Things I Think: Lessons from the lobby
For a microcosm of life in perpetual motion, its pleasures and challenges, and every accompanying human emotion, it's not necessary to loiter at the airport. Just sit quietly in the lobby of any senior care facility.
Pain. Fear. Relief. Anger. Beauty. Courage. Fatigue. Triumph. Sadness. Resolve. All those and more are written across the faces that pass.
During quality lobby time on a recent visit to a post-acute rehab campus, I saw the usual bustlings typical of any long-term care beehive. Emergency arrivals and long-sought departures. Tours and deliveries. Staff hurrying in, or returning to lives already in progress. Hushed phone calls and worried, huddled conversations.
And through it all, an administrator ducking and weaving “Matrix”-movie-like, solving problems in a whoosh and a blur.
But some of the moments stood out more starkly.

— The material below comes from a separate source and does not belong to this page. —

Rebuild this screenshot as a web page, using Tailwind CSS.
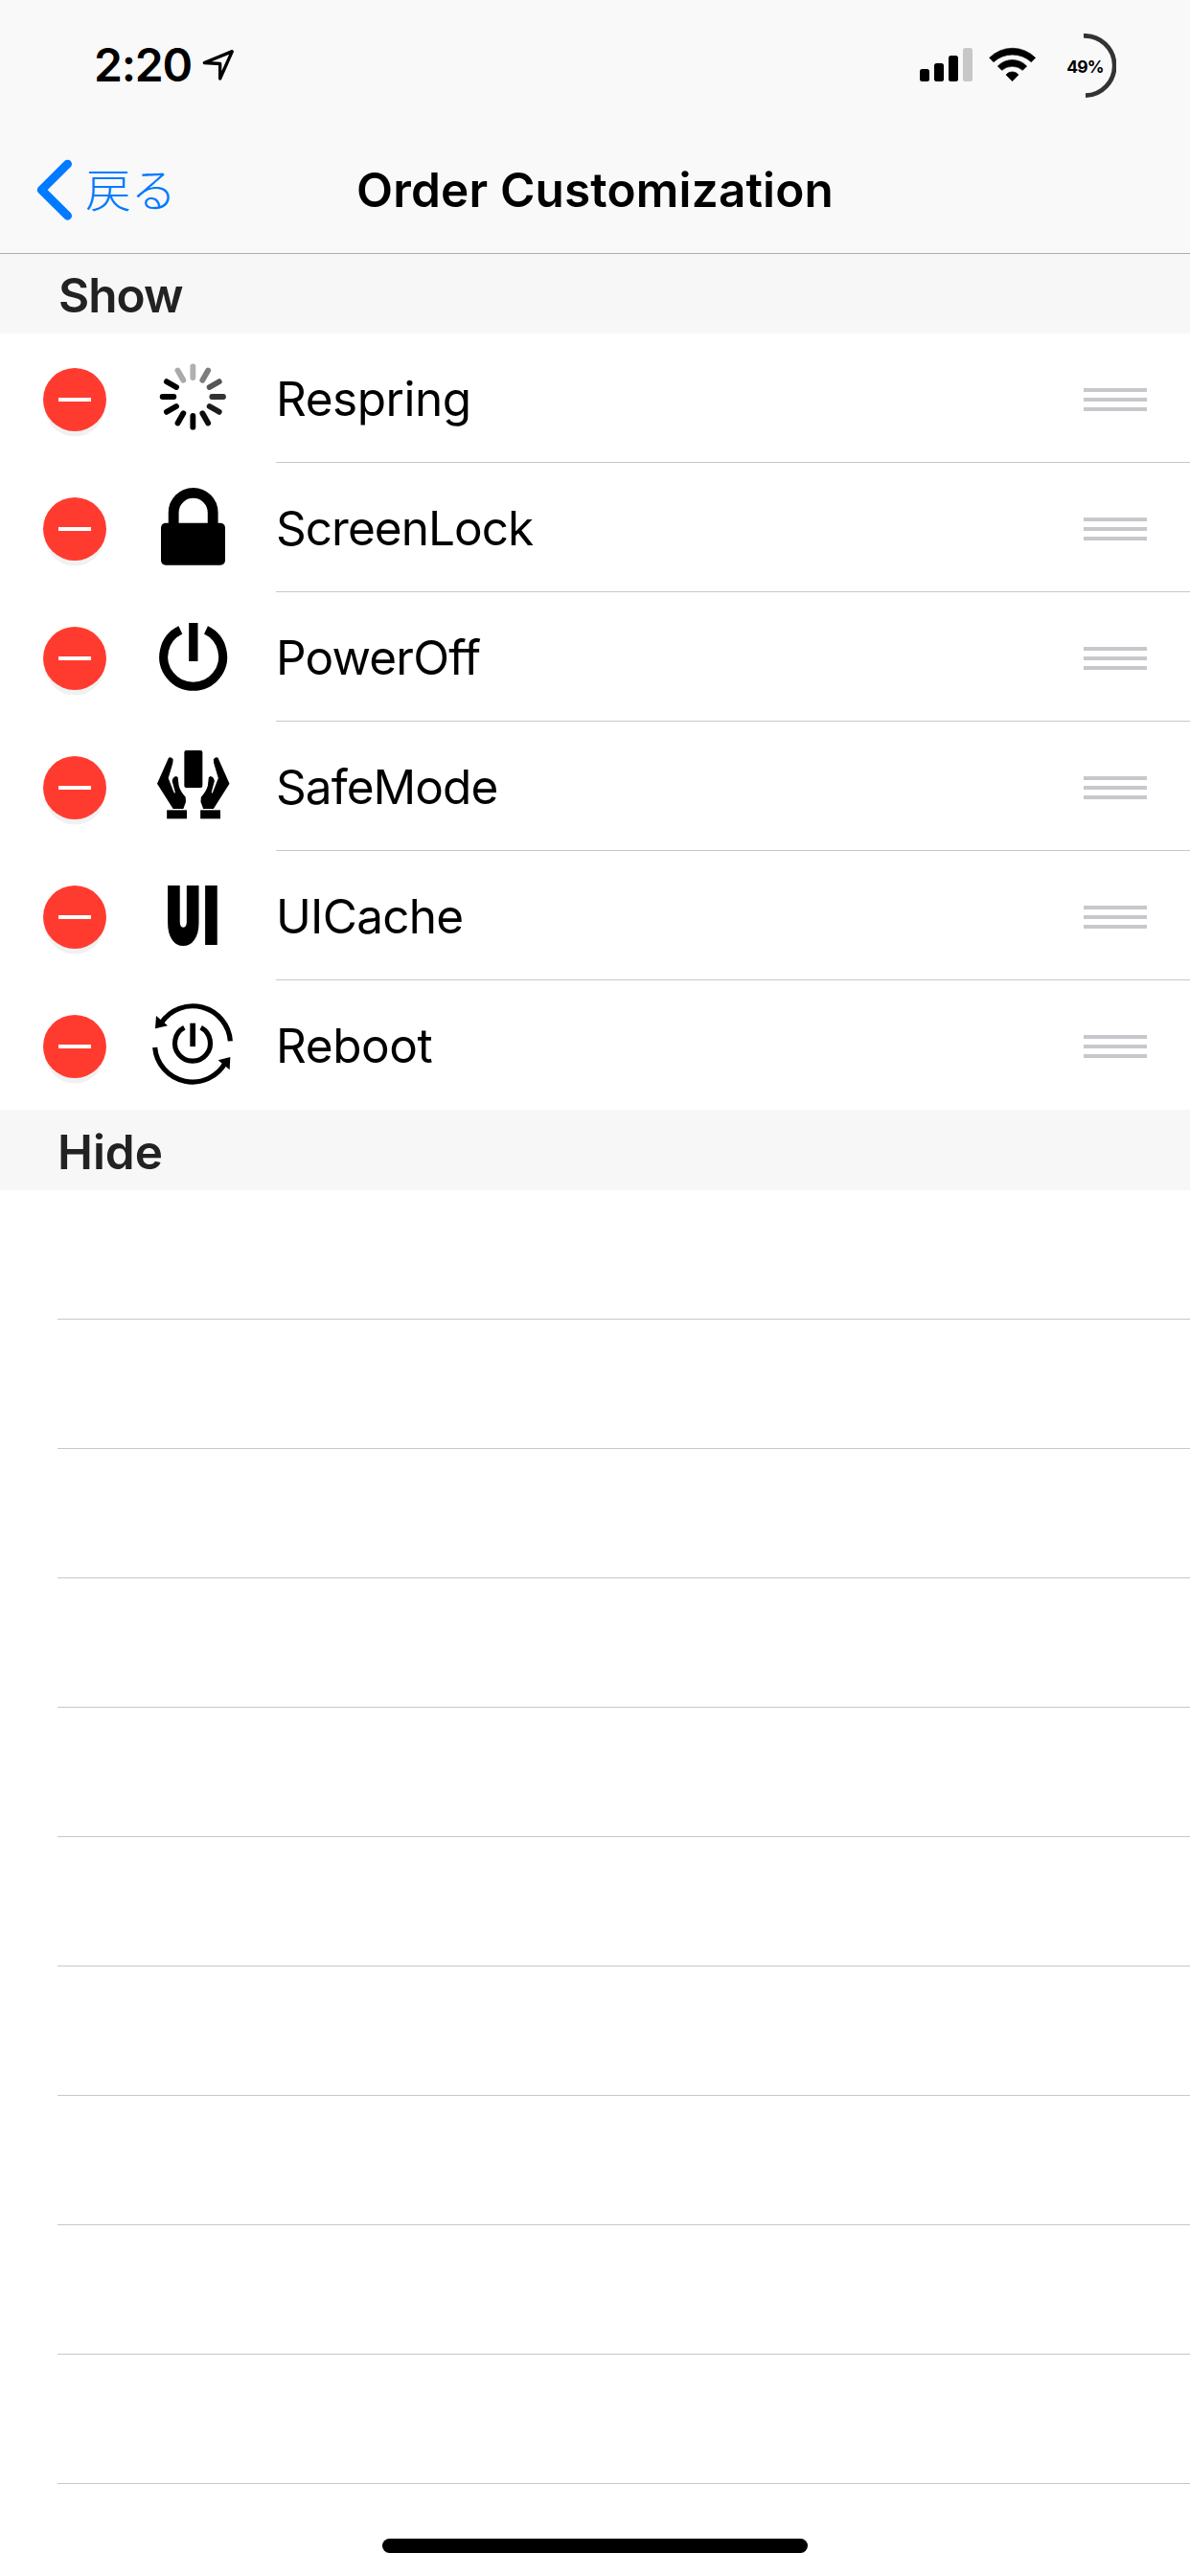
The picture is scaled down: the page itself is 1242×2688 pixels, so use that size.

A middle-aged man, perhaps a son in distress, rushing past without eye contact, face haunted by anxiety.
A resident waiting for a family member who never came, then wheeling back down the hall, crushed and forlorn.
A rehab patient facing clearly overwhelming difficulties, but carrying an innate aura of joy and peacefulness that would shame any reputable Zen Master.
Or an elderly woman, annoyed and overwhelmed, unleashing a torrent of frustration on the nearest human wearing a name tag.
In her case, I hoped that unfortunate employee understood that people come to us in their most volatile, vulnerable moments, and to just take a deep breath, listen and forgive without taking it personally.
The lobby is a real-world classroom, and every coming and going has much to teach us. Mostly that it's all just life, and everyone's on the same journey we are — deserving of nothing less than our limitless generosity, compassion and patience.